NTP on Linux: Quick Guide to Accurate, Reliable Time Synchronization

Accurate system time is a foundational service for almost every networked application. From TLS certificate validation and log correlation to database replication and cron jobs, precise and reliable timekeeping prevents subtle failures and aids troubleshooting. On Linux, Network Time Protocol (NTP) implementations provide a robust mechanism to synchronize clocks with remote time servers. This guide explains the principles, practical setup, tuning, and best practices to achieve precise time on servers—especially relevant for VPS owners, developers, and operations teams.

Why accurate time matters

Before diving into configuration, it’s important to understand the consequences of poor timekeeping. Incorrect system time can cause:

• SSL/TLS handshake failures due to certificate validity checks.
• Database and distributed system anomalies (e.g., inconsistent transaction ordering).
• Authentication issues with Kerberos and token-based systems.
• Misleading logs that hamper incident response and forensic analysis.

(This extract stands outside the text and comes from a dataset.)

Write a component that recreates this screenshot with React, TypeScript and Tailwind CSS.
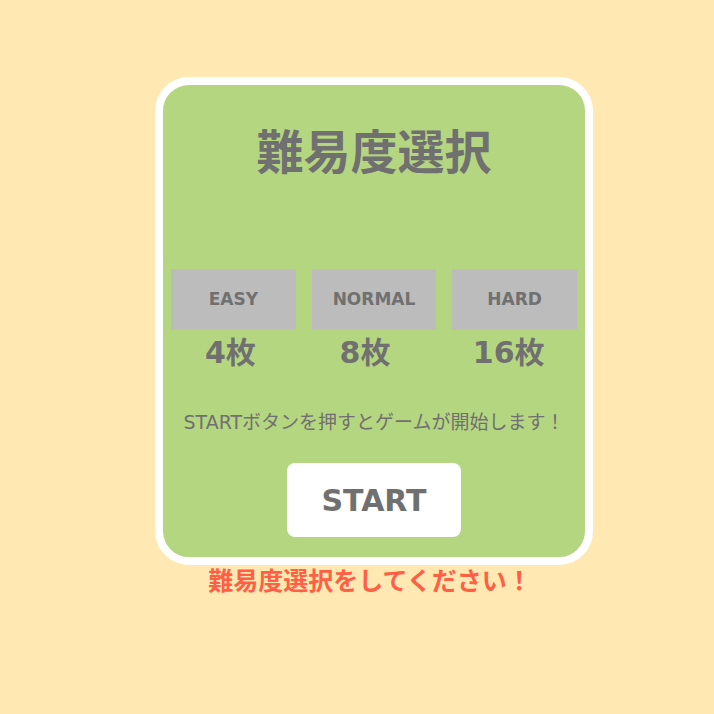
const font = { fontFamily: '"DejaVu Sans", "Noto Sans CJK JP", sans-serif' };

const levels = [
  { name: "EASY", count: "4枚", shift: "pr-[6px]" },
  { name: "NORMAL", count: "8枚", shift: "pr-[18px]" },
  { name: "HARD", count: "16枚", shift: "pr-[12px]" },
];

export default function App() {
  return (
    <div className="flex min-h-[714px] w-full flex-col items-center bg-[#ffe8b2] pt-[77px]" style={font}>
      <div className="ml-[34px] w-[438px] rounded-[34px] border-[8px] border-white bg-[#b5d680] px-[8px] pb-[20px] pt-[40px]">
        <h1 className="text-center text-[47px] font-bold leading-[56px] text-[#707070]">難易度選択</h1>

        <div className="mt-[88px] grid grid-cols-3 gap-[16px]">
          {levels.map((l) => (
            <div key={l.name} className="flex flex-col items-center">
              <button
                type="button"
                className="h-[61px] w-full bg-[#bcbcbc] text-[17px] font-bold text-[#707070]"
              >
                {l.name}
              </button>
              <div className={`mt-[5px] text-[30px] font-bold leading-[36px] text-[#707070] ${l.shift}`}>{l.count}</div>
            </div>
          ))}
        </div>

        <p className="mt-[38px] text-center text-[19px] leading-[26px] text-[#707070]">
          STARTボタンを押すとゲームが開始します！
        </p>

        <div className="mt-[28px] flex justify-center">
          <button
            type="button"
            className="h-[74px] w-[174px] rounded-[8px] bg-white text-[30px] font-bold text-[#707070]"
          >
            START
          </button>
        </div>
      </div>

      <p className="ml-[26px] mt-[1px] text-[25px] font-bold leading-[32px] text-[#ff5f45]">難易度選択をしてください！</p>
    </div>
  );
}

Therefore, implementing a robust time synchronization strategy is not optional for production systems—it’s essential.

Core concepts and protocols

NTP and its alternatives operate over the network to adjust a host’s clock. Key concepts include:

• Stratum: A hierarchical level that indicates distance from a reference clock. Stratum 0 devices are physical clocks (atomic, GPS); stratum 1 servers connect directly to them; higher numbers indicate additional hops.
• Offset and delay: Offset is the difference between local and reference time. Delay represents network transit time; algorithms attempt to separate the two.
• Jitter and dispersion: Measures of variation and accumulated uncertainty used by clients to select the best time sources.
• Clock discipline: The process by which the local clock is adjusted—either stepped (immediate change) or slewed (gradual adjustment).

NTP vs. SNTP vs. PTP

NTP (Network Time Protocol) is a full-featured protocol designed for internet-scale synchronization. SNTP (Simple NTP) is a lightweight client that lacks complex algorithms, suitable for embedded devices. PTP (Precision Time Protocol, IEEE 1588) offers much higher precision (sub-microsecond) but requires hardware support and is typically used in financial trading, telecom, or data center environments.

Popular Linux implementations

There are several NTP implementations and clients available on Linux. Choose based on your precision needs, system load, and virtualized environment.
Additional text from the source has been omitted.